Myrtaceae alternatives 

Xanthostemon - golden penda

This rainforest tree is a garden favourite on the east coast, with gardeners who love the bright fluffy flowers, and lorikeets who find the nectar delicious! For a similar peppy pop of bright lemon blossom in your garden, try these native and exotic alternatives.

Our Native Favourites : (clockwise)

Tall and slender native frangipani (Hymenosporum) is an east coast rainforest favourite, with scented spring blossoms; and like golden penda it comes in tree-size and in dwarf hedge-size, for every size of garden. It even copes with frost, despite its rainforest origins.

Tall varieties of golden yellow grevillea such as Sandra Gordon, Yamba Sunshine, and Honey Gem are always hugely popular.

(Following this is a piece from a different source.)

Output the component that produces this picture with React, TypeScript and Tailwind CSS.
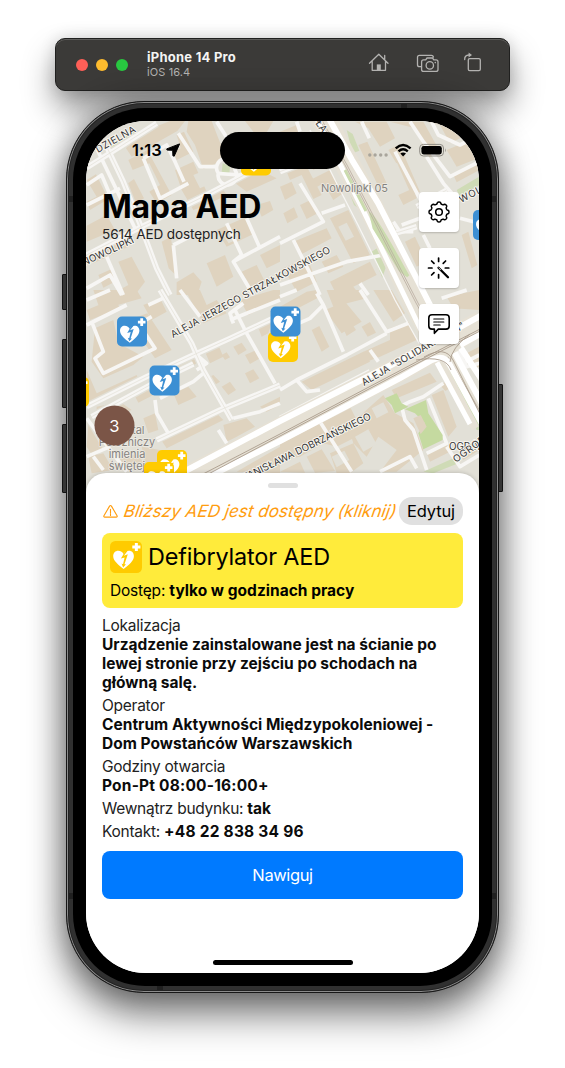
import React from 'react';

type Tile = {
  at: string;
  buildings: string;
  lots?: string;
  greens?: string;
  lanes: string;
  streets: string;
};

const tiles: Tile[] = [
  {
    at: 'translate(60 95) scale(.33333)',
    greens: 'M150 155L195 130 205 152 165 178zM195 125L225 108 240 130 212 148zM488 205l22 8-2 26-24 2z',
    buildings:
      'M225 120L330 78H375L352 108 215 185 198 160zM205 195L262 165 335 300 290 325 268 290 300 270 268 205 218 225zM385 78H455L475 130 492 170 470 205 430 222 405 150 380 110zM350 120L372 110 400 170 350 195 340 170 362 160zM345 225L400 200 440 290 480 270 500 300 440 330 400 345 365 285zM555 78H640L610 130 580 110zM600 150L660 120V170L625 190zM520 260L600 225 650 250 560 290zM80 255L108 238 145 312 90 345 80 320 110 305zM190 275L222 252 252 310 218 330zM80 392L140 360 165 405 80 440zM90 470L190 430 205 455 100 505zM115 540L160 520 175 555 130 578zM175 500L215 485 255 560 225 600H150L205 570zM305 440L332 425 352 545 326 520zM350 562L400 532 425 560 412 600H350zM440 505L495 480 520 545 470 575zM470 405L560 365 585 415 500 455zM590 330L630 318 640 345 605 365zM545 530L590 510 615 560 575 580zM600 480L660 450V500L620 520z',
    lots: 'M400 240L450 220 465 260 420 280zM490 420l40-18 14 25-38 18z',
    lanes:
      'M110 160L225 400M80 330L180 280M80 270L125 240 165 335M250 190L320 150 345 200 372 260M250 190L300 310 385 265M355 115L420 215 470 215M470 235L540 240 600 210M470 80L540 190M540 130L585 190 660 150M340 450L390 425M340 450L350 550M500 385L545 480 520 500 580 600M520 500L660 425M80 580L150 540 185 600M140 485L190 600M560 370L600 460M475 235a28 28 0 1 0 50-10a28 28 0 1 0-50 10',
    streets: 'M80 480L245 395 420 310 600 215 660 185M80 218L180 155 290 85M140 155L190 260 245 400 290 520 330 600',
  },
  {
    at: 'translate(280 95) scale(.33333)',
    greens:
      'M200 105l18 12 20 50-20 8zM530 285L598 245V270L540 305zM270 365L300 370 385 525 370 540 300 440zM190 245L215 290 235 340 222 330zM275 470l18-12 24 60-10 30zM395 550l15 0 25 60h-20zM125 80h20l12 25-14 4z',
    buildings:
      'M225 80H320L345 130 300 155 265 100zM235 150L262 140 320 265 298 280zM345 190L372 180 420 290 395 302zM330 80H430L480 170 445 190 405 100zM440 80H530L560 120 510 145 480 90zM500 165L595 125V190L530 215zM325 165l30-15 22 40-28 15zM520 240L590 205 598 225 530 262zM20 230L75 205 125 300 100 312 65 240 30 255zM80 260L150 225 190 295 160 315 130 265 95 285zM0 275L35 260 50 295 15 315zM10 355l32-18 12 30-32 18zM60 330l30-14 20 40-30 16zM150 370L205 345 270 480 220 505zM40 440L140 400 155 430 60 480zM10 520L80 485 110 560 50 590zM125 500L170 480 190 515 145 535zM150 560L270 500 290 540 220 575 240 600H170zM355 300L400 280 410 310 370 330zM375 440L405 425 440 500 410 515zM545 420L565 410 592 510 575 520zM540 130L598 100V80H560zM0 110L50 90 75 150 20 160zM90 150L125 210 100 225 70 165z',
    lots: 'M200 240l22-10 20 40-22 10zM250 280l25-10 30 55-22 10zM175 395l25-12 22 42-25 12z',
    lanes:
      'M245 80L268 130M390 80L430 140 510 245 598 200M455 80L475 120 540 150 598 120M345 170L440 350M440 185L490 265 520 300M60 265L130 380 0 445M125 355L195 330M365 390L420 370M400 410L360 410 340 380M40 435L90 535 120 600M0 570L100 535 200 500 310 480M240 565L265 600M540 370L598 385M430 420L450 460M50 80L60 110',
    streets: 'M0 230L65 205M345 415L410 395M410 335L500 285',
  },
  {
    at: 'translate(60 290) scale(.33333)',
    buildings:
      'M100 0H230L245 25 120 60zM80 60L165 25 180 55 90 90zM105 115L160 90 175 160 250 200 220 225 130 265 95 215zM205 90L262 70 335 180 285 205zM80 240L110 310 230 255 240 280 130 335 80 340zM250 45L300 25 320 65 275 90zM375 0H420L440 45 470 30 500 70 430 100zM220 310L265 290 280 315 235 338zM345 215L395 190 410 220 365 245zM340 310L385 290 410 320 355 345zM280 290L330 270 340 285 300 310zM435 185L475 165 490 200 450 220zM440 265L460 255 480 275 455 290zM485 290L510 275 528 300 505 315zM555 250L580 238 598 265 570 280zM520 170L545 158 560 180 535 195zM555 195L590 180 600 205 570 222zM590 100L640 80 625 130 605 140zM485 195l15-8 10 15-15 8zM540 30L640 0H660V30L565 75zM300 445L465 365 490 390 320 475zM490 405L560 385 585 410 530 440 500 455zM250 385L285 370 295 420 265 430zM110 350L180 335 215 360 170 375 110 370zM85 405L130 480 100 500 80 470zM245 470L300 480 320 520 260 540zM170 510L235 490 250 520 200 545zM85 500L130 490 160 540 95 550zM530 545L660 470V550zM600 350L660 320V345L620 365z',
    lanes:
      'M80 30L150 0M80 105L200 45M95 95L130 185 105 205 130 250 285 175 245 115M265 45L320 20M360 0L420 80M240 100L275 80M300 325L400 275 430 250M285 330L290 370 325 430M410 195L440 220 410 240M510 90L660 30M525 60L560 130 645 280M80 385L200 545M440 260L495 350M475 420L500 460M520 100L510 70 550 40M520 385L600 365 660 340M80 500L150 470M130 540L100 500',
    streets:
      'M80 350L260 260 400 195 510 145 660 75M95 380L270 285 400 222M300 0L395 160 430 240 515 390M290 450L480 360 660 285',
  },
  {
    at: 'translate(280 290) scale(.33333)',
    greens:
      'M515 260L535 280 598 410V420H590zM470 195l20-10 10 30-15 2zM430 545L520 505 535 520 460 550zM395 0H435L460 60 440 60z',
    buildings:
      'M135 60L195 35 245 95 185 130zM95 120L118 108 148 170 125 185zM185 105L210 92 228 120 200 138zM245 110l25-14 18 32-25 12zM0 50L80 5 110 0 120 20 25 70 0 85zM140 0H245L260 25 160 50zM280 0L335 0 375 70 340 95zM330 115L385 95 410 150 300 200 260 215 240 190 330 150zM65 275L250 185 270 215 95 300zM270 350L310 315 345 370 400 400 430 480 350 545H300L350 480 295 440 260 500 220 460 205 410zM0 460L210 350 250 430 170 470 130 460 60 500 0 510zM335 300L450 248 470 275 350 325zM455 315L490 300 530 410 505 440zM440 490L500 465 510 485 450 515zM550 100L598 80V110L560 130zM560 190L598 170V230L580 235zM500 20L598 0V60L520 55zM150 490L220 460 250 520 210 550H170zM80 500l45-22 40 65-60 5zM0 545L60 515 75 548zM540 485L598 450V480L550 510zM480 285l20-10 12 18-16 10z',
    lots: 'M275 355l35-18 15 30-35 18zM225 440l40-22 25 45-40 22zM155 500l38-18 15 28-38 22z',
    lanes:
      'M0 20L50 0M0 125L90 85 130 45 110 10M130 45L190 185M240 0L320 125 385 100M270 180L295 215M50 270L80 305 120 300M0 300L50 270 200 195 320 130M120 395L215 545M350 355L390 335 430 320 490 280M365 350L375 390 400 420 440 540M445 325L500 460 440 490M300 545L390 500 410 535M500 470L540 530 598 495M510 240L598 195M530 175L560 230 598 220M370 0L420 80M485 25L560 0',
    streets: 'M0 385L270 245',
  },
];

function StreetMap() {
  return (
    <svg className="absolute left-0 top-0 h-[380px] w-[393px]" viewBox="86 121 393 380" fill="none">
      <rect x="86" y="121" width="393" height="380" fill="#e2e0d7" />
      {tiles.map((t) => (
        <g key={t.at} transform={t.at}>
          {t.greens && <path d={t.greens} fill="#cfdbb6" />}
          <path d={t.buildings} fill="#dfd3bf" />
          {t.lots && <path d={t.lots} fill="#e2e0d7" />}
        </g>
      ))}
      {tiles.map((t) => (
        <g key={t.at} transform={t.at} stroke="#f7f6f4" strokeLinejoin="round">
          <path d={t.streets} stroke="#e2e0d7" strokeWidth="24" />
          <path d={t.lanes} strokeWidth="11" />
          <path d={t.streets} strokeWidth="16" />
          <path d={t.streets} stroke="#e6e3db" strokeWidth="2.5" />
        </g>
      ))}
      {/* park behind the courtyard */}
      <g transform="translate(280 290) scale(.33333)">
        <path
          d="M315 325L350 310 365 340 385 350 345 370 335 345zM375 358L438 330 445 370 462 395 488 435 488 450 430 478 415 430 435 400 405 370z"
          fill="#c5daa0"
        />
        <path d="M400 385l22-10 18 35-18 22z" fill="#dfd3bf" />
      </g>
      {/* avenue with tram tracks, north to south */}
      <path d="M321 115L345 160 371 207 413 297 443 353 483 424" stroke="#e6e1d5" strokeWidth="25" />
      <path d="M327 115L352 160 378 203 425 295 452 348 487 413" stroke="#fff" strokeWidth="6" />
      <path d="M315 115L338 160 363 210 405 297 434 357 470 424" stroke="#fff" strokeWidth="5" />
      <path d="M310 130L335 180 358 225 395 300 420 345" stroke="#f7f6f4" strokeWidth="1.3" />
      <path d="M345 170L366 211M371 215C378 221 400 262 408 276L400 270 374 228zM450 368L480 425" stroke="#cbdbae" strokeWidth="3" fill="#cbdbae" />
      <path d="M317 115L345 165 371 215 416 303 443 352 481 417M319 115L347 165 373 215 418 303 445 352 483 416" stroke="#b9aca0" strokeWidth=".8" />
      {/* avenue with tram tracks, west to east */}
      <path d="M180 482L280 430 400 369 482 323" stroke="#e6e1d5" strokeWidth="25" />
      <path d="M176 476L280 421 395 363 482 315" stroke="#fff" strokeWidth="6" />
      <path d="M194 484L280 441 400 378 432 360Q444 354 450 365L482 424" stroke="#fff" strokeWidth="6" />
      <path d="M460 345L482 333M461 348L482 380" stroke="#fff" strokeWidth="6" />
      <path d="M180 486L280 434 420 360 482 328M182 488L280 436 420 362 482 330M424 357Q445 345 453 360L481 416M416 360Q446 355 451 370M450 362Q451 348 470 334" stroke="#aa9c8c" strokeWidth=".9" />
      <g
        fontFamily='Inter, "Noto Sans", sans-serif'
        fontSize="9.8"
        fontWeight="400"
        fill="#333"
        stroke="#f7f5ef"
        strokeWidth="2"
        strokeLinejoin="round"
        paintOrder="stroke"
      >
        <text transform="translate(98 153) rotate(-29.5)" textLength="44">DZIELNA</text>
        <text transform="translate(84 266) rotate(-25)" textLength="56">NOWOLIPKI</text>
        <text transform="translate(173 338) rotate(-28.5)" textLength="180">ALEJA JERZEGO STRZAŁKOWSKIEGO</text>
        <text transform="translate(364 386) rotate(-30)" textLength="117">ALEJA "SOLIDARNOŚCI"</text>
        <text transform="translate(239 484) rotate(-26.2)" textLength="148">STANISŁAWA DOBRZAŃSKIEGO</text>
        <text transform="translate(315 123) rotate(55)">ŁA</text>
        <text transform="translate(461 203) rotate(-27)" textLength="45">WOLIPKI</text>
        <text x="449" y="450">OGRÓD</text>
        <text transform="translate(456 463) rotate(-36)" textLength="46">OGRODO</text>
        <g fill="#85827e" fontSize="11" textAnchor="middle" stroke="#eeebe4" strokeWidth="1.5">
          <text x="354.5" y="192" textLength="67">Nowolipki 05</text>
          <text x="127" y="434">Szpital</text>
          <text x="127" y="446">Położniczy</text>
          <text x="127" y="458">imienia</text>
          <text x="127" y="470">świętej</text>
        </g>
      </g>
      <MapPin x={241} y={145.5} color="#ffcb00" />
      <MapPin x={473} y={210} color="#3c8fd3" />
      <MapPin x={268} y={332} color="#ffcb00" />
      <MapPin x={270.5} y={306.5} color="#3c8fd3" />
      <MapPin x={117} y={316.5} color="#3c8fd3" />
      <MapPin x={149.5} y={365.5} color="#3c8fd3" />
      <MapPin x={59} y={377} color="#ffcb00" />
      <MapPin x={157} y={450} color="#ffcb00" />
      <MapPin x={144} y={462} color="#ffcb00" />
      <circle cx="114.5" cy="425.5" r="20" fill="#7b5547" />
      <text x="114.3" y="431.5" fontFamily="Inter, sans-serif" fontSize="16.5" fill="#fff" textAnchor="middle">3</text>
    </svg>
  );
}

function AedGlyph({ color }: { color: string }) {
  return (
    <g>
      <rect width="30" height="30" rx="5" fill={color} />
      <path d="M12.8 26.3C8 22.3 3 18.6 3 14.2C3 11.2 5 9.2 7.7 9.2C10 9.2 12 10.6 12.8 12.5C13.6 10.6 15.4 9.2 17.8 9.2C20.6 9.2 22.4 11.3 22.4 14.2C22.4 18.6 17.5 22.4 12.8 26.3Z" fill="#fff" />
      <path d="M14.8 8.8L10.2 16.5L13.7 15.4L12.2 21.7L10.8 21.2L12.3 24.8L15 21.9L13.6 21.9L16.7 12.5L13 13.8L16.4 9.4Z" fill={color} />
      <path d="M24.7 1.8V9.4M20.9 5.6H28.5" stroke="#fff" strokeWidth="2.8" />
    </g>
  );
}

function MapPin({ x, y, color }: { x: number; y: number; color: string }) {
  return (
    <g transform={`translate(${x} ${y})`}>
      <AedGlyph color={color} />
    </g>
  );
}

function Toolbar() {
  return (
    <header className="mx-auto flex h-[53px] w-[455px] items-center rounded-[10px] border border-[#20201f] bg-[#3b3a38] pl-5 shadow-[0_18px_32px_rgba(0,0,0,0.42),0_0_16px_rgba(0,0,0,0.14),inset_0_1px_0_#5e5d5b]">
      <div className="flex gap-2">
        <span className="size-3 rounded-full bg-[#ff5f57]" />
        <span className="size-3 rounded-full bg-[#febc2e]" />
        <span className="size-3 rounded-full bg-[#28c840]" />
      </div>
      <div className="ml-[19px] flex-1">
        <p className="text-[13px] leading-[15px] font-bold tracking-[0.25px] text-[#f4f4f3]">iPhone 14 Pro</p>
        <p className="text-[11px] leading-[14px] tracking-[0.1px] text-[#b3b2b1]">iOS 16.4</p>
      </div>
      <svg className="mr-[21px] mb-[5px] h-[24px] w-[122px]" viewBox="366 50 122 24" fill="none" stroke="#b4b3b1" strokeWidth="1.3" strokeLinejoin="round" strokeLinecap="round">
        <path d="M369.5 63.3L378.8 54.3 388 63.3M372.2 61.2V70.3H385.5V61.2M384.7 55.4V59.4" />
        <path d="M376.8 70V64.4H380.8V70Z" fill="#b4b3b1" stroke="none" />
        <path d="M421 66.7H419.5Q417.5 66.7 417.5 64.7V57.3Q417.5 55.3 419.5 55.3H431.5Q433 55.3 433.4 57M423.6 59.8H425.7L427 58H432.5L433.8 59.8H436Q438 59.8 438 61.8V69.4Q438 71.4 436 71.4H423.6Q421.6 71.4 421.6 69.4V61.8Q421.6 59.8 423.6 59.8Z" />
        <circle cx="429.8" cy="65.4" r="3.7" />
        <circle cx="435.3" cy="62.6" r=".8" fill="#b4b3b1" stroke="none" />
        <rect x="468.3" y="58.6" width="12" height="12" rx="1.4" />
        <path d="M464.7 59.5Q464.4 55.3 469 55" />
        <path d="M468.6 52.6L472 55 468.6 57.5Z" fill="#b4b3b1" stroke="none" />
      </svg>
    </header>
  );
}

function StatusBar() {
  return (
    <div className="relative flex h-[58px] items-center justify-between pr-[33px] pl-[46px]">
      <div className="flex items-center gap-1">
        <span className="text-[16.5px] leading-5 font-semibold tracking-[0.05px]">1:13</span>
        <svg className="size-[14px]" viewBox="0 0 14 14">
          <path d="M13.6 .9L8.2 13.2L6.9 12.8L6.7 7.3L1.1 7.1L.7 5.9Z" stroke="#000" strokeLinejoin="round" />
        </svg>
      </div>
      <div className="absolute top-[11px] left-[134px] h-[37px] w-[125px] rounded-full bg-black" />
      <svg className="h-[16px] w-[80px]" viewBox="366 142 80 16" fill="none">
        <g fill="#a9a59c">
          <circle cx="369.8" cy="155" r="1.7" />
          <circle cx="375.1" cy="155" r="1.7" />
          <circle cx="380.7" cy="155" r="1.7" />
          <circle cx="386.1" cy="155" r="1.7" />
        </g>
        <path d="M395.7 148.3Q403 141.7 410.6 148.3M398.5 151.3Q403.1 147.3 407.8 151.3" stroke="#000" strokeWidth="2.4" />
        <path d="M400.3 153.5Q403.1 151.3 406 153.5L403.1 156.4Z" fill="#000" />
        <rect x="419.7" y="144.4" width="23.8" height="11.6" rx="3.6" stroke="#908d86" />
        <rect x="421.4" y="146" width="20.4" height="8.4" rx="2.3" fill="#000" />
        <path d="M445 148.2Q446.3 150.2 445 152.2Z" fill="#908d86" />
      </svg>
    </div>
  );
}

const cogOutline =
  Array.from({ length: 160 }, (_, i) => {
    const angle = (i / 160) * Math.PI * 2;
    const radius = 9 + 0.95 * Math.tanh(2 * Math.cos(8 * angle));
    const x = (12 + radius * Math.sin(angle)).toFixed(2);
    const y = (12 - radius * Math.cos(angle)).toFixed(2);
    return `${i === 0 ? 'M' : 'L'}${x} ${y}`;
  }).join('') + 'Z';

function MapButton({ label, children }: { label: string; children: React.ReactNode }) {
  return (
    <button aria-label={label} className="flex size-10 items-center justify-center rounded bg-white shadow-[0_1px_2px_rgba(0,0,0,0.2)]">
      <svg className="size-6" viewBox="0 0 24 24" fill="none" stroke="#000" strokeWidth="1.5" strokeLinejoin="round" strokeLinecap="round">
        {children}
      </svg>
    </button>
  );
}

function Field({ label, children }: { label: string; children: React.ReactNode }) {
  return (
    <div>
      <dt>{label}</dt>
      <dd className="font-bold tracking-[0.01px] text-[#0b0b0b]">{children}</dd>
    </div>
  );
}

function Sheet() {
  return (
    <section className="absolute inset-x-0 top-[352px] bottom-0 rounded-t-[20px] bg-white px-4 text-[15.5px] leading-[19px] tracking-[-0.27px] shadow-[0_0_4px_rgba(0,0,0,0.2)]">
      <div className="mx-auto h-6 w-[30px] pt-[10px]">
        <div className="h-[5px] rounded-full bg-[#e0e0e0]" />
      </div>
      <div className="flex h-7 items-center justify-between whitespace-nowrap">
        <div className="flex items-center gap-[6px] text-[#ff9d0f]">
          <svg className="ml-[1px] size-[15px]" viewBox="0 0 16 16" fill="none" stroke="currentColor" strokeWidth="1.2" strokeLinejoin="round">
            <path d="M9 2.3L15 12.5Q15.6 14 14 14H2Q.4 14 1 12.5L7 2.3Q8 1 9 2.3Z" />
            <path d="M8 5.6V9.8M8 11V12.2" strokeLinecap="round" />
          </svg>
          <span className="inline-block -skew-x-[10deg] text-[17px] tracking-[0.05px] italic">Bliższy AED jest dostępny (kliknij)</span>
        </div>
        <button className="h-7 w-16 rounded-[13px] bg-[#e0e0e0] text-[16.5px] tracking-[-0.15px]">Edytuj</button>
      </div>
      <div className="mt-2 h-[75px] rounded-lg bg-[#ffeb3b] p-2">
        <div className="flex h-8 items-center gap-[6px]">
          <svg className="size-8" viewBox="0 0 30 30"><AedGlyph color="#ffcb00" /></svg>
          <h2 className="text-[23.4px] leading-8 tracking-[-0.15px]">Defibrylator AED</h2>
        </div>
        <p className="mt-2 tracking-[-0.2px]">Dostęp: <b className="tracking-[0.02px]">tylko w godzinach pracy</b></p>
      </div>
      <dl className="mt-2 flex flex-col gap-1 whitespace-nowrap text-[#222]">
        <Field label="Lokalizacja">
          Urządzenie zainstalowane jest na ścianie po<br />lewej stronie przy zejściu po schodach na<br />główną salę.
        </Field>
        <Field label="Operator">
          Centrum Aktywności Międzypokoleniowej -<br />Dom Powstańców Warszawskich
        </Field>
        <Field label="Godziny otwarcia"><span className="tracking-[0.2px]">Pon-Pt 08:00-16:00+</span></Field>
        <div>Wewnątrz budynku: <b className="tracking-normal text-[#0b0b0b]">tak</b></div>
        <div>Kontakt: <b className="tracking-[0.22px] text-[#0b0b0b]">+48 22 838 34 96</b></div>
      </dl>
      <button className="mt-[10px] h-12 w-full rounded-lg bg-[#007aff] text-[16.5px] tracking-[-0.4px] text-white">Nawiguj</button>
      <div className="mx-auto mt-[61px] h-[5px] w-[140px] rounded-full bg-black" />
    </section>
  );
}

function Phone() {
  return (
    <main className="relative mx-auto mt-[10px] h-[892px] w-[433px] rounded-[78px] border border-[#171717] bg-[#303030] p-[6px] shadow-[0_22px_38px_rgba(0,0,0,0.5),0_0_30px_rgba(0,0,0,0.34),inset_0_0_0_1px_#8b8b8b,inset_0_0_0_2px_#222]">
      <div className="absolute top-[172px] -left-[5px] h-[36px] w-[5px] rounded-l-[1px] border border-[#111] bg-[#353535]" />
      <div className="absolute top-[237px] -left-[5px] h-[69px] w-[5px] rounded-l-[1px] border border-[#111] bg-[#353535]" />
      <div className="absolute top-[322px] -left-[5px] h-[69px] w-[5px] rounded-l-[1px] border border-[#111] bg-[#353535]" />
      <div className="absolute top-[282px] -right-[5px] h-[108px] w-[5px] rounded-r-[1px] border border-[#111] bg-[#353535]" />
      <div className="absolute top-[94px] left-[2px] h-[6px] w-[5px] bg-[#202020]" />
      <div className="absolute top-[94px] right-[2px] h-[6px] w-[5px] bg-[#202020]" />
      <div className="absolute top-[791px] left-[2px] h-[6px] w-[5px] bg-[#202020]" />
      <div className="absolute top-[791px] right-[2px] h-[6px] w-[5px] bg-[#202020]" />
      <div className="absolute top-[2px] left-[334px] h-[5px] w-[6px] bg-[#202020]" />
      <div className="absolute bottom-[2px] left-[90px] h-[5px] w-[6px] bg-[#202020]" />
      <div className="relative h-full rounded-[72px] bg-black px-[13px] py-[13px]">
        <div className="relative h-[852px] w-[393px] overflow-hidden rounded-[60px] bg-white text-black">
          <StreetMap />
          <div className="relative">
            <StatusBar />
            <div className="flex justify-between pr-5 pl-4">
              <div className="pt-[9px]">
                <h1 className="text-[32px] leading-[38px] font-bold tracking-[-0.3px]">Mapa AED</h1>
                <p className="text-[13.6px] leading-[17px] tracking-[-0.13px] text-[#222]">5614 AED dostępnych</p>
              </div>
              <div className="flex flex-col gap-4 pt-[13px]">
                <MapButton label="Ustawienia">
                  <path d={cogOutline} />
                  <circle cx="12" cy="12" r="3.3" />
                </MapButton>
                <MapButton label="Najbliższy AED">
                  <path d="M11.6 2V5.4M11.6 18.6V22M1.5 12H5M18.3 12H21.8M4.6 5L7 7.4M18.6 5L16.2 7.4M4.6 19L7 16.6" strokeWidth="1.7" />
                  <path d="M11.5 11.8L21 21.3" strokeWidth="2.3" />
                  <path d="M11.9 12L13.6 13.7" stroke="#fff" strokeWidth=".8" />
                </MapButton>
                <MapButton label="Opinie">
                  <path d="M5 2.8H19Q22.2 2.8 22.2 6V14Q22.2 17.1 19 17.1H11.3L7.4 21.3V17.1H5Q1.8 17.1 1.8 14V6Q1.8 2.8 5 2.8Z" strokeWidth="1.6" />
                  <path d="M6.8 7H16.8M6.8 10H16.8M6.8 13H13.2" strokeWidth="1.2" />
                </MapButton>
              </div>
            </div>
          </div>
          <Sheet />
        </div>
      </div>
    </main>
  );
}

export default function App() {
  return (
    <div className="h-[1068px] w-[565px] overflow-hidden bg-white pt-[38px] font-[Inter,'Noto_Sans',sans-serif]">
      <Toolbar />
      <Phone />
    </div>
  );
}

And you can't go past bright yellow wattle (Acacia) for a brief but bright burst of colour. Wattles are not welcome in all regions, despite being native, so check with your local council or shire before you plant.


Myrtaceae alternatives 

Xanthostemon - golden penda

Our Favourites : (clockwise)

For subtropical gardeners the passing of the seasons is a transition from not-so-humid to really-sticky; for southern gardeners with colder winters and longer dark nights the approach of spring is a joyous thing.
There is nothing like forsythia for celebrating the end of winter and the start of spring with a celebratory golden firework display of blossom. It's completely frost hardy too, unlike native golden penda.

Golden trumpet trees (Tabebuiea) are covering their naked branches with fluffy pompoms of flowers as the weather warms, blooming so bright against the blue sky.
Tropical golden poinciana saves its blooms for summer, so when you're laying under its dappled shade, you can look up and see a heaven full of flowers.


Gardening with Myrtaceae Alternatives

The Extra Good News is that the native alternatives here are easygoing to grow, on the whole. Which means you have more chance of success when you plant them!

Some will need frost protection, or extra water in dry spells - you'll find our full care and planting advice on every product page, to help you grow with confidence.